** START Listing **

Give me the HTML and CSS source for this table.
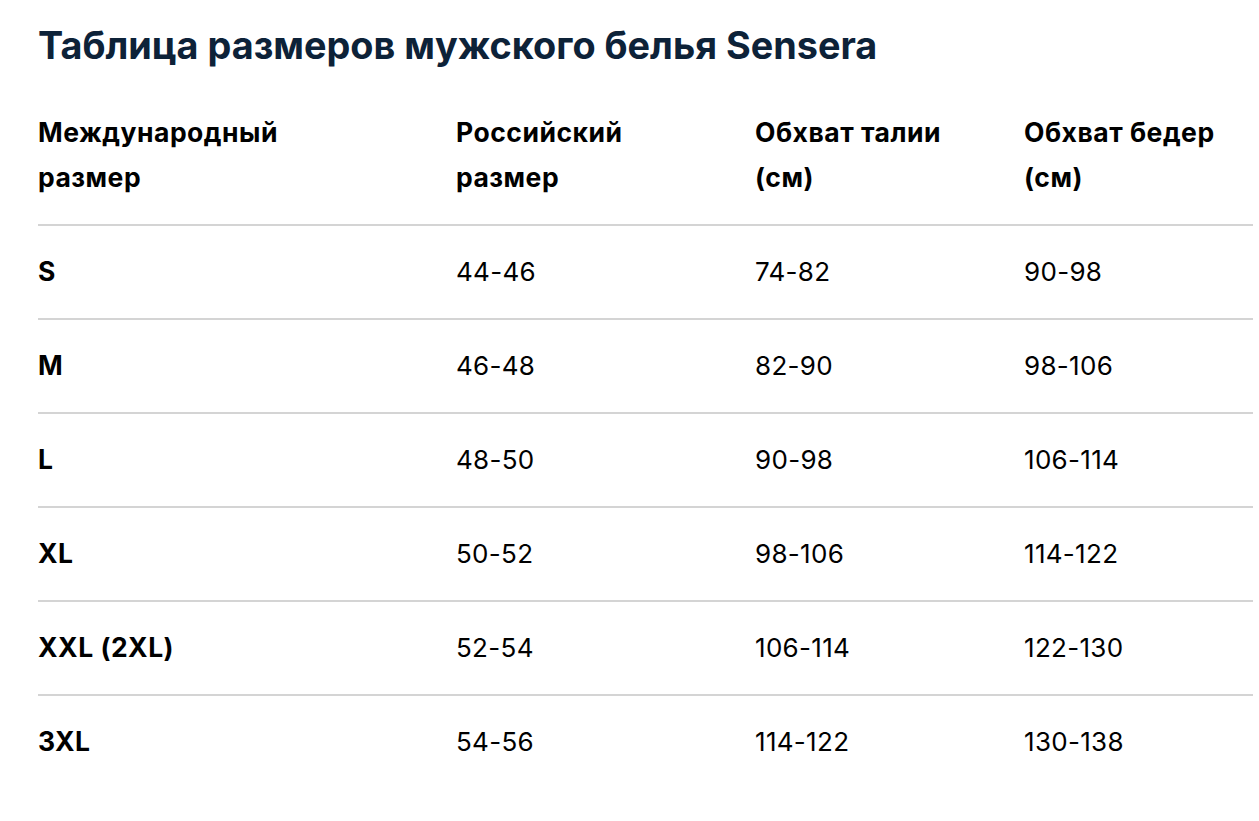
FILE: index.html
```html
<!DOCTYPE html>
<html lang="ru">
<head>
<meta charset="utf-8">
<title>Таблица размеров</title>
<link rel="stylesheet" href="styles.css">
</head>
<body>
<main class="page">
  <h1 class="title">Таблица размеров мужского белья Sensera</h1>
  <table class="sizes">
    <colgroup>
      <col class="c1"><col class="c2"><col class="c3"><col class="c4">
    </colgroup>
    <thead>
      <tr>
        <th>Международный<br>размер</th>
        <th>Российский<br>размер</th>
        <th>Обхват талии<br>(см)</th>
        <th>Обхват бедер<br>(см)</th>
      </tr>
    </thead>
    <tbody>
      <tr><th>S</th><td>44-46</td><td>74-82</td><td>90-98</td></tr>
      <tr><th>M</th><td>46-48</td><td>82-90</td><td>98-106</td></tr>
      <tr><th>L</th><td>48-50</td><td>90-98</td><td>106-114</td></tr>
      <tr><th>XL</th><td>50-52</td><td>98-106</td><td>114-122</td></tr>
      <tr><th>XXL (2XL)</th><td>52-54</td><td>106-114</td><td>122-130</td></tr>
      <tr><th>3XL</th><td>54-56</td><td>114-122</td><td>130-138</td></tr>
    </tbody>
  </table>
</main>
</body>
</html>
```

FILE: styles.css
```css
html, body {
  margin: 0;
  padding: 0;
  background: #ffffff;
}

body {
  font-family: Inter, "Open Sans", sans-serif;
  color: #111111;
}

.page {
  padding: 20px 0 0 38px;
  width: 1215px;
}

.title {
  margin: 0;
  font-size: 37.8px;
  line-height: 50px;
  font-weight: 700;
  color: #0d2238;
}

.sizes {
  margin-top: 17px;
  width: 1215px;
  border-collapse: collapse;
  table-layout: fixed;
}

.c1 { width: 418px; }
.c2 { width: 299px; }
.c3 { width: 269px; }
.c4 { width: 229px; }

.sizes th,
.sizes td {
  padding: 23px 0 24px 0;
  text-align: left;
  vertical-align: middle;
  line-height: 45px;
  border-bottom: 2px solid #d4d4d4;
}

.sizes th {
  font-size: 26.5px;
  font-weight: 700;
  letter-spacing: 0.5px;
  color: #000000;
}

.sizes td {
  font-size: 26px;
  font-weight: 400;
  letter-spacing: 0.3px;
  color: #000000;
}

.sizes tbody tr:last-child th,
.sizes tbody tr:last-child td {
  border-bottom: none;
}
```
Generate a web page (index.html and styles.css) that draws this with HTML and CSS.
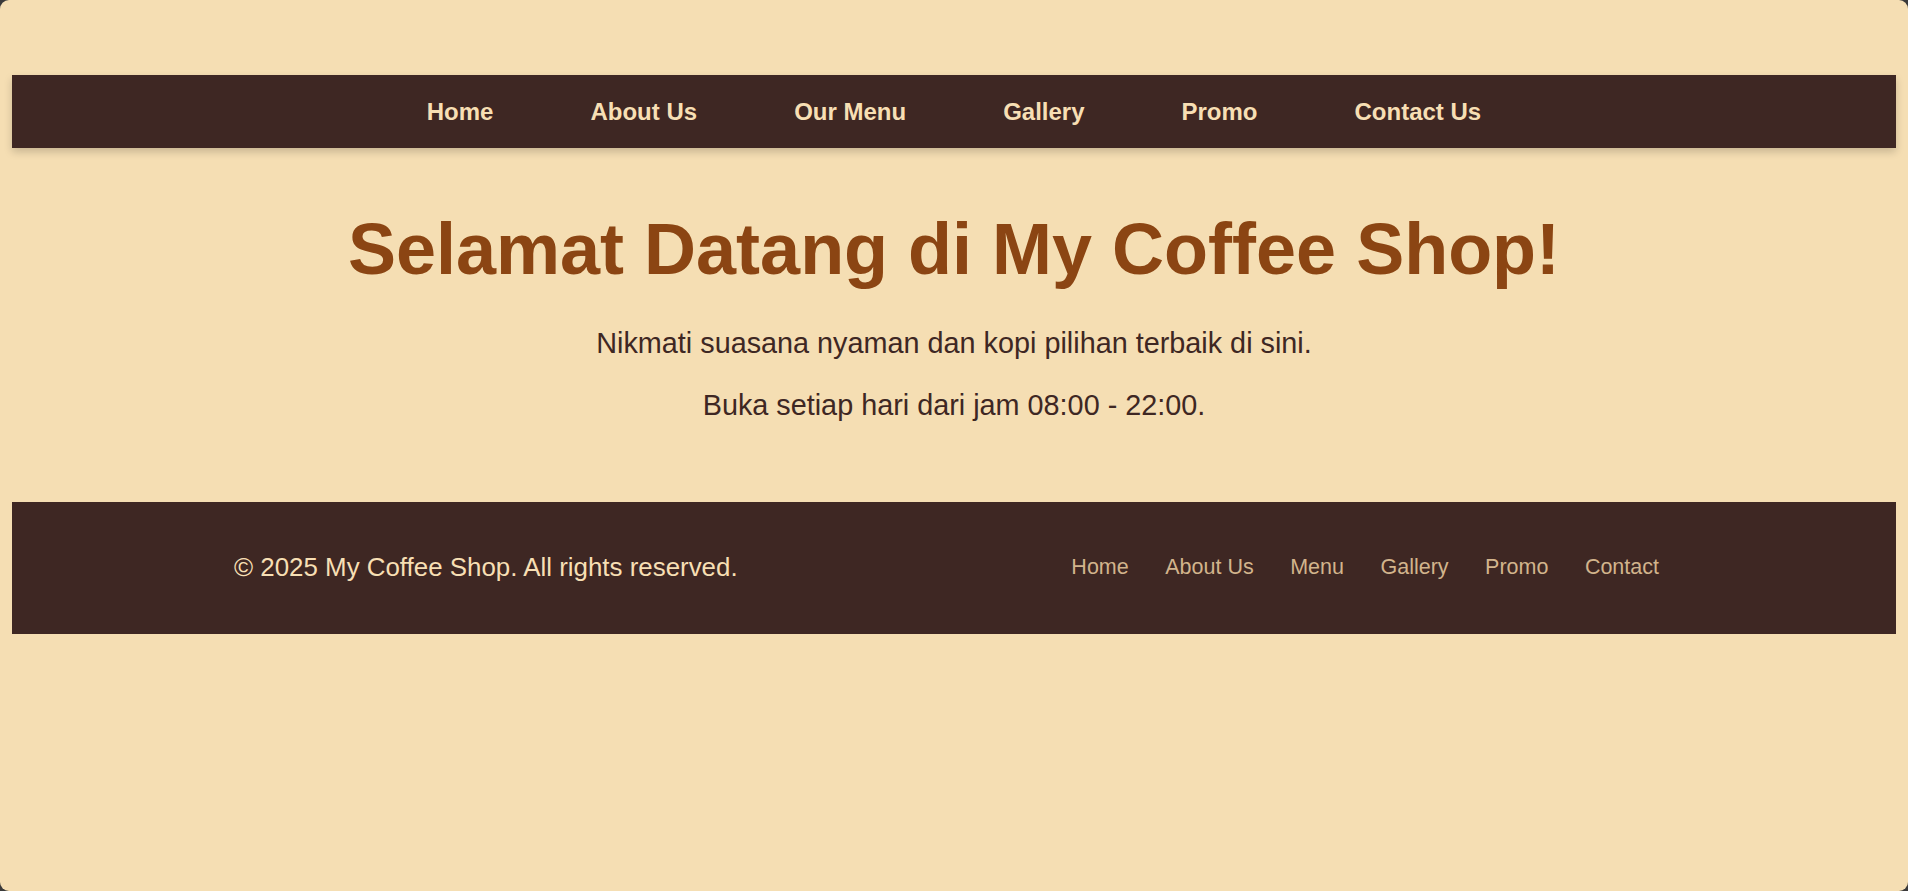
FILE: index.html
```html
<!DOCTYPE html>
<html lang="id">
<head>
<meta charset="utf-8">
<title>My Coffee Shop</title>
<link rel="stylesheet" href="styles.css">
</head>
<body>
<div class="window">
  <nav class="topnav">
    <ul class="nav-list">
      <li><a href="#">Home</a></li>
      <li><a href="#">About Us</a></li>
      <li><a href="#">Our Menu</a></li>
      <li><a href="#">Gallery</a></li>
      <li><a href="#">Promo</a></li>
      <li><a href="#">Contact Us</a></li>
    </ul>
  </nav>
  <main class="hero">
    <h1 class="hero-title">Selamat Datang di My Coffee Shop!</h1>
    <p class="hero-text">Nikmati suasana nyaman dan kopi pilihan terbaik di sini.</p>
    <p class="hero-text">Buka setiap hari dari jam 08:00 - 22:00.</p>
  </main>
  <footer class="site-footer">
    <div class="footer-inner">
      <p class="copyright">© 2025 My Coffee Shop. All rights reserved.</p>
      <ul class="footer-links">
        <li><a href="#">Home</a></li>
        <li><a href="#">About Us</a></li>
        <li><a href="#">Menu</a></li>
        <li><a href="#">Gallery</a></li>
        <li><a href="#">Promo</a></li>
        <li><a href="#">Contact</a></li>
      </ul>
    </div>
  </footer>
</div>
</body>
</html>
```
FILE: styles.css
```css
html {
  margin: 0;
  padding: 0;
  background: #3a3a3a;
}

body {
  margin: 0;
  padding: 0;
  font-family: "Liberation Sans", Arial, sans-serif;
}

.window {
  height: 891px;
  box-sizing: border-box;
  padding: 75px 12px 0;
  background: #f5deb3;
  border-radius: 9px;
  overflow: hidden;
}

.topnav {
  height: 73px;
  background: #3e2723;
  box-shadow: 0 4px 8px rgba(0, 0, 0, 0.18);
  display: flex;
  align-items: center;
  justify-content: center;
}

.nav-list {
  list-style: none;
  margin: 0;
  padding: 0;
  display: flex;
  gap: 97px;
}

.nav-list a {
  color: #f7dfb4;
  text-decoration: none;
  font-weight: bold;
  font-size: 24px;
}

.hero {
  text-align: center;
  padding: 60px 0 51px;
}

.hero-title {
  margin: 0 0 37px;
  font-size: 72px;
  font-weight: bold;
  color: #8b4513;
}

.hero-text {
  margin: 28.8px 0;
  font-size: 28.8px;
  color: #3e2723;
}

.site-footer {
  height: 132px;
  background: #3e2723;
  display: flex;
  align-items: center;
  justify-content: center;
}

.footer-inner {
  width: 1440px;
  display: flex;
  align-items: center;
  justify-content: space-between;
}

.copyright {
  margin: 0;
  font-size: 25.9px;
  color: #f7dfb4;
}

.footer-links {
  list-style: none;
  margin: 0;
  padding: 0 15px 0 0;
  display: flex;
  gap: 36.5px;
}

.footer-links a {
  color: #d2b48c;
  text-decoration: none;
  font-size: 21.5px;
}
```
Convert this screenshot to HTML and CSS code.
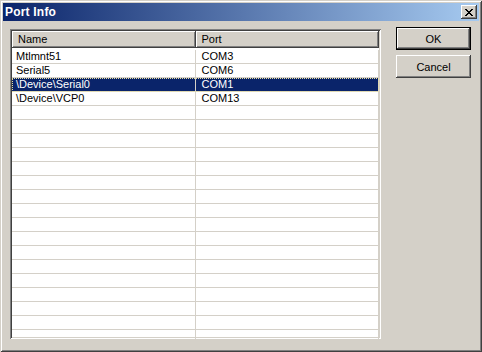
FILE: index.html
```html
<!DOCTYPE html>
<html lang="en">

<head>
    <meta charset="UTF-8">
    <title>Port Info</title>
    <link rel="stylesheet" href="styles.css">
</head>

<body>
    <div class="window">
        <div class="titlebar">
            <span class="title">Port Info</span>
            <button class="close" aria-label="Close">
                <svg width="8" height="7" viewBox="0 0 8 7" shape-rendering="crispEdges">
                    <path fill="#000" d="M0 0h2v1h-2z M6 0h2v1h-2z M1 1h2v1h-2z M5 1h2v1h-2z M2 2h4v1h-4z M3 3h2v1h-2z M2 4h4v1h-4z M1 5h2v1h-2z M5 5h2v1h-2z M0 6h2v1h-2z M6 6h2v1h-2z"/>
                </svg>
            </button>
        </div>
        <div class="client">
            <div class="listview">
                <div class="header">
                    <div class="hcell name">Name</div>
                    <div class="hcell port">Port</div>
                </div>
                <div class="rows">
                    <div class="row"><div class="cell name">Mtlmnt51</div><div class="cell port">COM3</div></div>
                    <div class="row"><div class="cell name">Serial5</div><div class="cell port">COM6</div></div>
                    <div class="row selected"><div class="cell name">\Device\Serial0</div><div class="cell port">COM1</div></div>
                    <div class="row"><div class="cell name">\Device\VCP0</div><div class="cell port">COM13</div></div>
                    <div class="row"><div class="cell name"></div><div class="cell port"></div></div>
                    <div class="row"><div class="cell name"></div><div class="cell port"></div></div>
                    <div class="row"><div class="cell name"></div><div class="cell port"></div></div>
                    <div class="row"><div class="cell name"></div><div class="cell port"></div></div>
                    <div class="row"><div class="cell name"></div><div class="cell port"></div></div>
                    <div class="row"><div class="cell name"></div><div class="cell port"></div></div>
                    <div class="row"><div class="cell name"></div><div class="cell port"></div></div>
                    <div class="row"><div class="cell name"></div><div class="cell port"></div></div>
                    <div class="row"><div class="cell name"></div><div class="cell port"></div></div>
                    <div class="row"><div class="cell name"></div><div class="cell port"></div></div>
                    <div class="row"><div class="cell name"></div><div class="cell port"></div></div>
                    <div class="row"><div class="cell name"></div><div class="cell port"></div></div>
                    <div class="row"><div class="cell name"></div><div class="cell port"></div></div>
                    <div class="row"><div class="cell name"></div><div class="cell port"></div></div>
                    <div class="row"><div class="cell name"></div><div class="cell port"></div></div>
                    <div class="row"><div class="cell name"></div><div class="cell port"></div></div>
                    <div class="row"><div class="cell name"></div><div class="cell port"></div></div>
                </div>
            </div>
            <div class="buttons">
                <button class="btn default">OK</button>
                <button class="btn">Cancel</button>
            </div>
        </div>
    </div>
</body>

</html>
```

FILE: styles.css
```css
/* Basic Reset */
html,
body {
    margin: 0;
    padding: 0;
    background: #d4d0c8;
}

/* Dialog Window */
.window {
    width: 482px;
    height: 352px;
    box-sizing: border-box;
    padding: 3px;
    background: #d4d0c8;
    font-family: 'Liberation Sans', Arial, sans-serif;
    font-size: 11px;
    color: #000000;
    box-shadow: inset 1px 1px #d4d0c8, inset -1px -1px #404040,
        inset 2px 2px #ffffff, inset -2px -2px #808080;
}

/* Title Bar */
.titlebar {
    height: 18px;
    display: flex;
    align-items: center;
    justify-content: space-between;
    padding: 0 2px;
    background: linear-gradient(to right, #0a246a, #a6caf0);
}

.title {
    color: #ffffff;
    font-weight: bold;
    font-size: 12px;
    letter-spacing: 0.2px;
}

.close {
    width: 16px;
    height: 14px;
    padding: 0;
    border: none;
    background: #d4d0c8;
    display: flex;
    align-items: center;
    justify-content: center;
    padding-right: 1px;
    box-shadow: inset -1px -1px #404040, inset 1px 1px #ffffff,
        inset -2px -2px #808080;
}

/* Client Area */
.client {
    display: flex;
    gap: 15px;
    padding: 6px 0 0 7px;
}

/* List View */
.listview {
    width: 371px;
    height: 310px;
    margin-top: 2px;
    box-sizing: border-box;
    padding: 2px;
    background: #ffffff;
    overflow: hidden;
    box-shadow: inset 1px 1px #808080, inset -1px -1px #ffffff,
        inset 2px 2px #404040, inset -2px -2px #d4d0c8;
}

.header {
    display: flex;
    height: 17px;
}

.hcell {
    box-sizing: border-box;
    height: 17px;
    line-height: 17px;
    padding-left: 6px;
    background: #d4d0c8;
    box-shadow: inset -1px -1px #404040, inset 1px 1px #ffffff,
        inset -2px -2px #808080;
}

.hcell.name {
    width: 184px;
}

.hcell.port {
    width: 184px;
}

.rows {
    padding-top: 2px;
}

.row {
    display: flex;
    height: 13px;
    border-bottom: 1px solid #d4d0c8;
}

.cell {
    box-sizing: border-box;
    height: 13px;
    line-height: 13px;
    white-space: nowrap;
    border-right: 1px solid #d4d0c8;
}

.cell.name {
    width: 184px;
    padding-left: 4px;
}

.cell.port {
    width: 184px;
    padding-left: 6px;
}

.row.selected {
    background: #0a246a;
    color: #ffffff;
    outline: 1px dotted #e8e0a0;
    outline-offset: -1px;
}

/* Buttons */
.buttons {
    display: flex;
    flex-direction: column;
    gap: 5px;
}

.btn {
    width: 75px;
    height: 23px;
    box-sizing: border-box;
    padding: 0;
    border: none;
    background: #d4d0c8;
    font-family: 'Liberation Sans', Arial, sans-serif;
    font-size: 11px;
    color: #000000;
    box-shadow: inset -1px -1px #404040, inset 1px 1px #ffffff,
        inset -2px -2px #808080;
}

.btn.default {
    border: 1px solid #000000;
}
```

** END Listing **

Among the lines of the listing, how many hold the string "this"? Respond with only the number.

3